Friday, May 28, 2010

Damn Fatness!!!

Ugh...so everything I plan for gets jacked up. That being said, I am getting even more super excited for the "unofficial" start of Summer 2010 tomorrow!!!! I can't believe it's finally here. I don't even care that tomorrow's weather forecast just about sucks!! Yummy alcoholic beverages are calling my name. Super calling it, ever so loudly. For some reason to me yummy adult drinks = awesome fun. Just like last night after SATC 2, I came home and made a "wanna be" cosmo. That would be vodka and some cranberry/apple crystal light pack. Even as "wanna be" as it was, it was delicious!! (and yes, I counted the 3 pts for vodka) I told you I am ALL about this WW thing. At least until I am down another 20 pounds or so. And that is where my dilemma lies....Geez, I want to drink...not just a drink but several. So tomorrow I am going to eat lots of LOW point food so I can get my alcohol points in!!! I haven't used any of my 35 flex points this week and they will be divided up for the weekend alcohol as well. I have a plan...here goes....Saturday -- DRINKS and lots of them. Sunday -- just a few. Monday (day) -- I am laying off. Driving to OC for that girls' quick get together on Monday afternoon -- might have a celebratory beverage when we get there....idk. Then comes Tuesday night -- and a fresh 35 flex points -- thank GOD. They might be all used by Wednesday when I return to good ol' A Town but at least I have a plan!!

Did I mention how super stoked I am about SUMMER 2010!!! YIPPEEEEEEEEE!!!!!!!!

Thursday, May 27, 2010

No title, I'm just going without...


Since yesterday when I hit the "post" button I have been thinking over what to blog about next. I find it exciting that I have 2 followers so far...even though they are my friends and I think one just wants to keep tabs on me so I don't blog about her. But hey, two followers is two followers. I'm sure at some point there will be those other "followers" out there who just glance it over, read what I blog and then email it to others without me knowing so they can comment amongst themselves. Not that I've EVER done that. Hi, my name is Kim Catty!!


Chris read my blog last night. Not on his own or because he wanted to, more like, "hey I wrote this now read it." As I sat there while he read it, reading it myself, he did chuckle a few times. That made me happy. He either actually thought it was semi-funny or he was humoring me but bonus points for him!!! God knows I chuckle over and over again when I reread it 'cuz I sure do think it's funny.


So last evening was not my most fav!! I will spare you the awful details of water bottle battles, two bruises, a knot, Stewie biting my thigh, Chris puncturing his truck tire and it costing $261 to replace it, me GOING OFF on the guy who's house I parked in front of (when I knocked on his door and told him what I thought of his jackass ways) That was funny though. He never opened the storm door, I think he could see the rage in my eyes and let's be serious...me, rage and bike shorts are not a great combination. Then came my walk.
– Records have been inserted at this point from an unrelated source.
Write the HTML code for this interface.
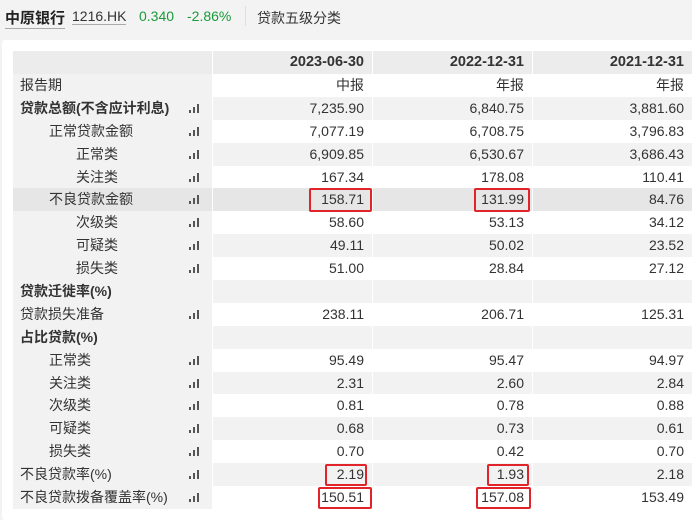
<!DOCTYPE html><html><head><meta charset="utf-8"><style>
body{margin:0;width:692px;height:504px;overflow:hidden;background:#f3f3f3;font-family:"Liberation Sans","Noto Sans CJK SC",sans-serif;color:#333}
.top{height:38px;position:relative;font-size:14px}
.top span{position:absolute;top:8px}
.panel{position:absolute;left:2px;top:40px;width:700px;height:480px;background:#fff;border-radius:3px}
.tb{position:absolute;left:13px;top:51px;width:679px;font-size:14px}
.r{height:22.9px;line-height:22.9px;display:flex;position:relative}
.r div{box-sizing:border-box;height:100%;white-space:nowrap}
.l{width:199px;background:#f2f2f2;position:relative;padding-left:7px}
.v{width:160px;text-align:right;padding-right:8px;border-left:1px solid #fff}
.r.g .v{background:#f2f2f2}
.r.h{height:23px;line-height:23px}
.r.h div{background:#ececec;font-weight:bold;font-size:14.5px}
.r.d div{background:#e6e6e6!important}
.b{font-weight:bold}
.i1{padding-left:36px!important}.i2{padding-left:63px!important}
.ic{position:absolute;left:176px;top:7px;width:11px;height:9px}
.ic i{position:absolute;bottom:0;width:2px;background:#555}
.ic i:nth-child(1){left:0;height:3px}.ic i:nth-child(2){left:4px;height:6px}.ic i:nth-child(3){left:8px;height:9px}
.rb{position:absolute;border:2px solid #e0242a;border-radius:2px;box-sizing:border-box}
</style></head><body>
<div class="top">
<span style="left:5px;font-weight:bold;font-size:15px;border-bottom:1px solid #aaa;top:7px;color:#222">中原银行</span>
<span style="left:72px;border-bottom:1px solid #aaa">1216.HK</span>
<span style="left:139px;color:#1a9a3a">0.340</span>
<span style="left:187px;color:#1a9a3a">-2.86%</span>
<span style="left:245px;top:6px;width:1px;height:20px;background:#ddd"></span>
<span style="left:257px">贷款五级分类</span>
</div>
<div class="panel"></div>
<div class="tb">
<div class="r h"><div class="l"></div><div class="v">2023-06-30</div><div class="v">2022-12-31</div><div class="v">2021-12-31</div></div>
<div class="r"><div class="l">报告期</div><div class="v">中报</div><div class="v">年报</div><div class="v">年报</div></div>
<div class="r g"><div class="l b">贷款总额(不含应计利息)<b class="ic"><i></i><i></i><i></i></b></div><div class="v">7,235.90</div><div class="v">6,840.75</div><div class="v">3,881.60</div></div>
<div class="r"><div class="l i1">正常贷款金额<b class="ic"><i></i><i></i><i></i></b></div><div class="v">7,077.19</div><div class="v">6,708.75</div><div class="v">3,796.83</div></div>
<div class="r g"><div class="l i2">正常类<b class="ic"><i></i><i></i><i></i></b></div><div class="v">6,909.85</div><div class="v">6,530.67</div><div class="v">3,686.43</div></div>
<div class="r"><div class="l i2">关注类<b class="ic"><i></i><i></i><i></i></b></div><div class="v">167.34</div><div class="v">178.08</div><div class="v">110.41</div></div>
<div class="r g d"><div class="l i1">不良贷款金额<b class="ic"><i></i><i></i><i></i></b></div><div class="v">158.71</div><div class="v">131.99</div><div class="v">84.76</div></div>
<div class="r"><div class="l i2">次级类<b class="ic"><i></i><i></i><i></i></b></div><div class="v">58.60</div><div class="v">53.13</div><div class="v">34.12</div></div>
<div class="r g"><div class="l i2">可疑类<b class="ic"><i></i><i></i><i></i></b></div><div class="v">49.11</div><div class="v">50.02</div><div class="v">23.52</div></div>
<div class="r"><div class="l i2">损失类<b class="ic"><i></i><i></i><i></i></b></div><div class="v">51.00</div><div class="v">28.84</div><div class="v">27.12</div></div>
<div class="r g"><div class="l b">贷款迁徙率(%)</div><div class="v"></div><div class="v"></div><div class="v"></div></div>
<div class="r"><div class="l">贷款损失准备<b class="ic"><i></i><i></i><i></i></b></div><div class="v">238.11</div><div class="v">206.71</div><div class="v">125.31</div></div>
<div class="r g"><div class="l b">占比贷款(%)</div><div class="v"></div><div class="v"></div><div class="v"></div></div>
<div class="r"><div class="l i1">正常类<b class="ic"><i></i><i></i><i></i></b></div><div class="v">95.49</div><div class="v">95.47</div><div class="v">94.97</div></div>
<div class="r g"><div class="l i1">关注类<b class="ic"><i></i><i></i><i></i></b></div><div class="v">2.31</div><div class="v">2.60</div><div class="v">2.84</div></div>
<div class="r"><div class="l i1">次级类<b class="ic"><i></i><i></i><i></i></b></div><div class="v">0.81</div><div class="v">0.78</div><div class="v">0.88</div></div>
<div class="r g"><div class="l i1">可疑类<b class="ic"><i></i><i></i><i></i></b></div><div class="v">0.68</div><div class="v">0.73</div><div class="v">0.61</div></div>
<div class="r"><div class="l i1">损失类<b class="ic"><i></i><i></i><i></i></b></div><div class="v">0.70</div><div class="v">0.42</div><div class="v">0.70</div></div>
<div class="r g"><div class="l">不良贷款率(%)<b class="ic"><i></i><i></i><i></i></b></div><div class="v">2.19</div><div class="v">1.93</div><div class="v">2.18</div></div>
<div class="r"><div class="l">不良贷款拨备覆盖率(%)<b class="ic"><i></i><i></i><i></i></b></div><div class="v">150.51</div><div class="v">157.08</div><div class="v">153.49</div></div>
</div>
<div class="rb" style="left:309px;top:188px;width:63px;height:24px"></div>
<div class="rb" style="left:474px;top:188px;width:56px;height:24px"></div>
<div class="rb" style="left:325px;top:464px;width:42px;height:22px"></div>
<div class="rb" style="left:487px;top:464px;width:42px;height:22px"></div>
<div class="rb" style="left:318px;top:487px;width:54px;height:22px"></div>
<div class="rb" style="left:476px;top:487px;width:55px;height:22px"></div>
</body></html>
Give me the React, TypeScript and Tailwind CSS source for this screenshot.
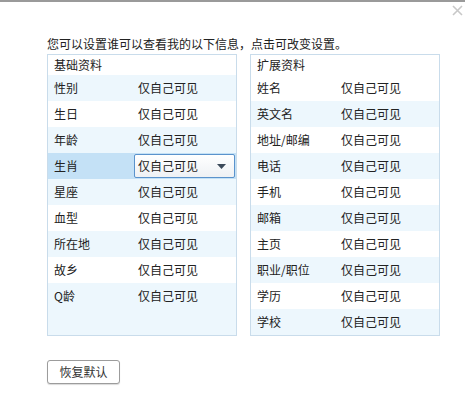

By the time my partner and I , we'll call her Christine, well, because that's her name. So by the time Christine and I walked up into UMBC and got to "the hill" I felt like we had run a 5K (I was gonna say marathon but let's get real...I'd die at mile 3) It was so freakin' hot and humid last night. We've been walking long enough that we talk sometimes about how "the hill" is nice and shaded and how it doesn't seem so bad anymore. Someone needed to remind my stomach of those thoughts because half way up my dinner decided to make a small reappearance and then when we got to the top Christine thought she was gonna pass out ( I won't tell you that she looked like it too) so we tool a puke/pass out break. All that said, we made better time than usual even in the HEAT. Today is only better (a lot) better because we said, "Screw the walk!!" We are going to see Sex in the City instead. This is happening because two years ago Mom and I saw the first one when it first came out so I guess we've started tradition. Not that I mind tradition and I do love my mom to death, we are bffs (sometimes) and co-workers, she's really my boss but I like to forget that part (oh, PS I was on time today) all that said, there is just something about seeing a full naked man (beautiful and well endowed man) with your mom at the movies. I got over it though and she said she was going home that night, stripping down to her bday suit and offering up a buffet...not sushi but she had a can of tuna in the cupboard. Way to go Dad -- ewwww!!!!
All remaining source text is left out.